Work to complete
Scan the entries below for the word "React". Copy each line that has it.

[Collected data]
----------

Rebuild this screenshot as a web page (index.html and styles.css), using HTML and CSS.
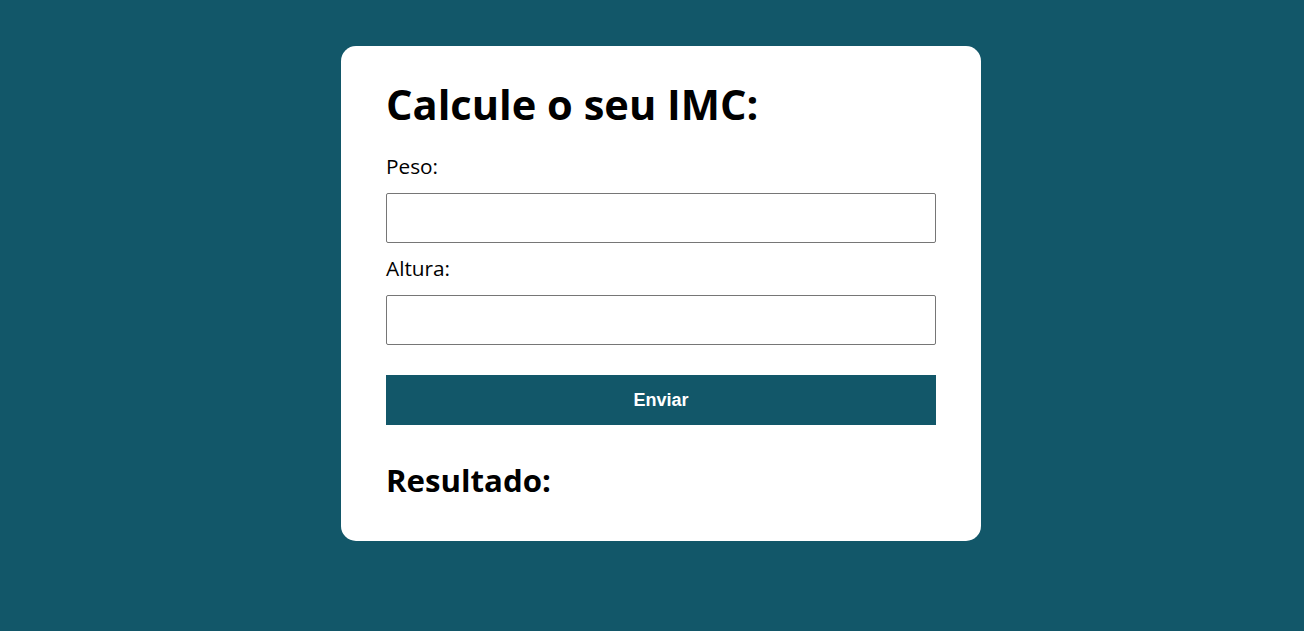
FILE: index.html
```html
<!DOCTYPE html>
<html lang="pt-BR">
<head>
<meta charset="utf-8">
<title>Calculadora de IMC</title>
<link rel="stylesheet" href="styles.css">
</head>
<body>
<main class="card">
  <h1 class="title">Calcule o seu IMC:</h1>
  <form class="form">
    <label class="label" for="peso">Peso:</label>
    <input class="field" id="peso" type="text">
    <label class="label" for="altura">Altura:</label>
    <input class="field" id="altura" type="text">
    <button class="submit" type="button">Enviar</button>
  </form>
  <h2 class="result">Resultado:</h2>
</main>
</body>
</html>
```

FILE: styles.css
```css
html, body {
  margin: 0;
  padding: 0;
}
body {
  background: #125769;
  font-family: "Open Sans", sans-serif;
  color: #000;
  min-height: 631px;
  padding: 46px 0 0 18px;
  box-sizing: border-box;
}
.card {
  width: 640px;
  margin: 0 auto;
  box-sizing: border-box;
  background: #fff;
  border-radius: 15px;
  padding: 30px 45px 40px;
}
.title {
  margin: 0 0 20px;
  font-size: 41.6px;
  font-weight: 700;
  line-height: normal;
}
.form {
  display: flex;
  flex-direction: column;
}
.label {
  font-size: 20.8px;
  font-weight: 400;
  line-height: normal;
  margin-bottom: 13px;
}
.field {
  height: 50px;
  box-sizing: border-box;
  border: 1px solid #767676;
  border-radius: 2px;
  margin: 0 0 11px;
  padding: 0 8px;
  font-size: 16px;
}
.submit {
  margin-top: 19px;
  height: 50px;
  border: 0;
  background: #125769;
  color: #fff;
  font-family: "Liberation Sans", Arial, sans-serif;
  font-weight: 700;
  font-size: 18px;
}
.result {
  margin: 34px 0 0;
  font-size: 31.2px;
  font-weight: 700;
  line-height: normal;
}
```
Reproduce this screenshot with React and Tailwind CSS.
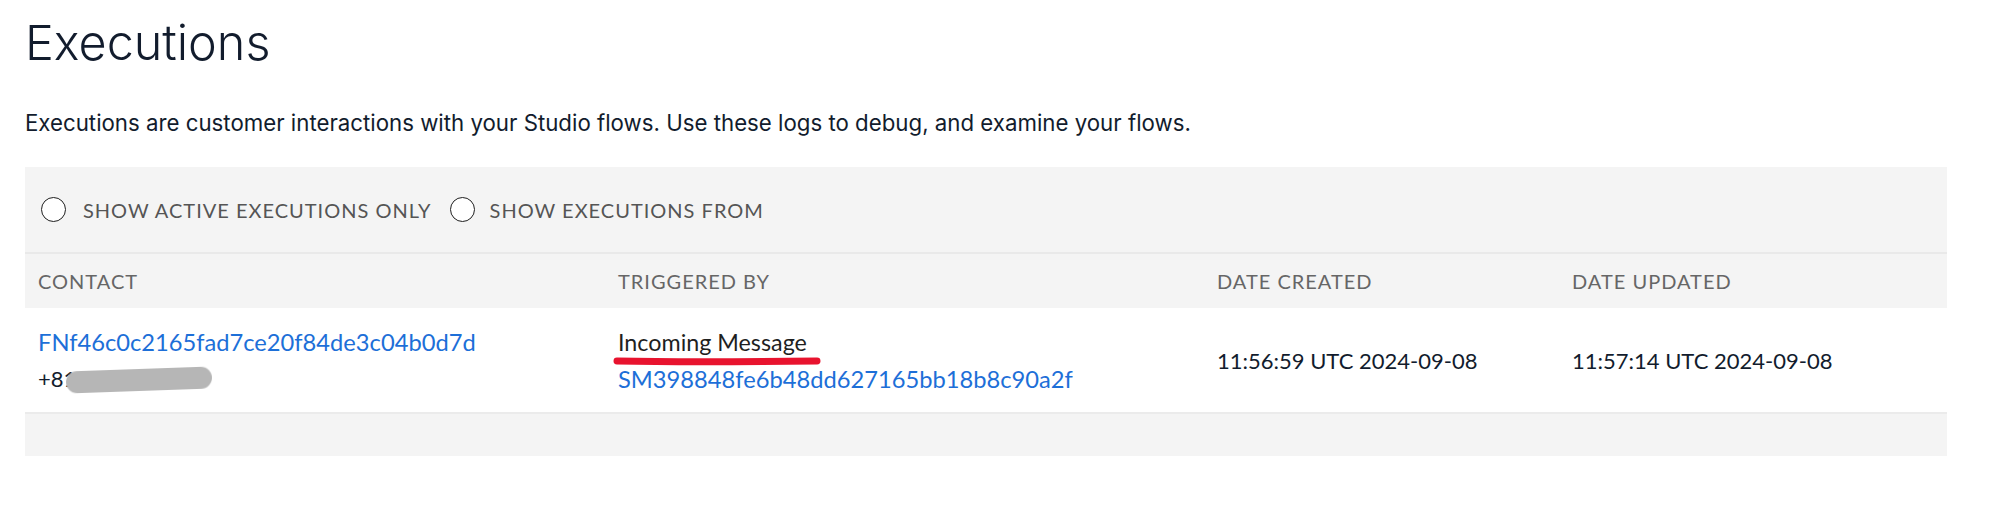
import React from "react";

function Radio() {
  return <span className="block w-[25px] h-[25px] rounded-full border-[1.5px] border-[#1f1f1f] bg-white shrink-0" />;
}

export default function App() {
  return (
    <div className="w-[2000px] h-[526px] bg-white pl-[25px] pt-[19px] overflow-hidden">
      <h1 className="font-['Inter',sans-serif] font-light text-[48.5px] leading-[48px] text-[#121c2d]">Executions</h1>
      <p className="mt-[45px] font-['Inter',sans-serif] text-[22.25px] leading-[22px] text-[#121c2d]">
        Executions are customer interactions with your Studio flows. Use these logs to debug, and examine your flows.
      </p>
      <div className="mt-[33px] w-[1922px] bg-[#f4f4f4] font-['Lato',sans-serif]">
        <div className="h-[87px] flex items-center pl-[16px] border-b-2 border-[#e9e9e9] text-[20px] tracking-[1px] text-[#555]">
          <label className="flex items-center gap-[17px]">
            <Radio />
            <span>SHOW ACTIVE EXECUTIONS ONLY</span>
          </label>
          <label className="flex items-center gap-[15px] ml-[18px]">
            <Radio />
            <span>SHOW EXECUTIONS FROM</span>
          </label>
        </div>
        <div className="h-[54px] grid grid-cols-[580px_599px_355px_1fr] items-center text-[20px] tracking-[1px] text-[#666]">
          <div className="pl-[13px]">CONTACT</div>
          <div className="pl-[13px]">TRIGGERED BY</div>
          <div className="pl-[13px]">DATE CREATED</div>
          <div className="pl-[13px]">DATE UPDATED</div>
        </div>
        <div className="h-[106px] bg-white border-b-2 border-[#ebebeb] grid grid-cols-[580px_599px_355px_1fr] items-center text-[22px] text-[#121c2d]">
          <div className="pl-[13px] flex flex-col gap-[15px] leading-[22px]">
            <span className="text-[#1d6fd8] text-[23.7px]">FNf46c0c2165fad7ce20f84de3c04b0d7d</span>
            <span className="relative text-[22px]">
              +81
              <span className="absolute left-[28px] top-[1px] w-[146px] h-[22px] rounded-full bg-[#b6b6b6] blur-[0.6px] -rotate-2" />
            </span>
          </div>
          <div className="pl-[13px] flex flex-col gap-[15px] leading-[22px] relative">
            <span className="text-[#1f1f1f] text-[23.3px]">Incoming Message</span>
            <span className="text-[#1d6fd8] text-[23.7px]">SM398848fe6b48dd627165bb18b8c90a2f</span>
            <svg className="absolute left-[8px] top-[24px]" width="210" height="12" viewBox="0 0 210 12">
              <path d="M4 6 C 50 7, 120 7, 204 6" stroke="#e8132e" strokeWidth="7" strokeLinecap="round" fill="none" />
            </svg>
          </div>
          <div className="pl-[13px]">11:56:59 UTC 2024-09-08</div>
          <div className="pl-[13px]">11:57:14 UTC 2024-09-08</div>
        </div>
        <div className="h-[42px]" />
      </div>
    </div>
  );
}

----------

Full response
Reproduce this screenshot with React and Tailwind CSS.
import React from "react";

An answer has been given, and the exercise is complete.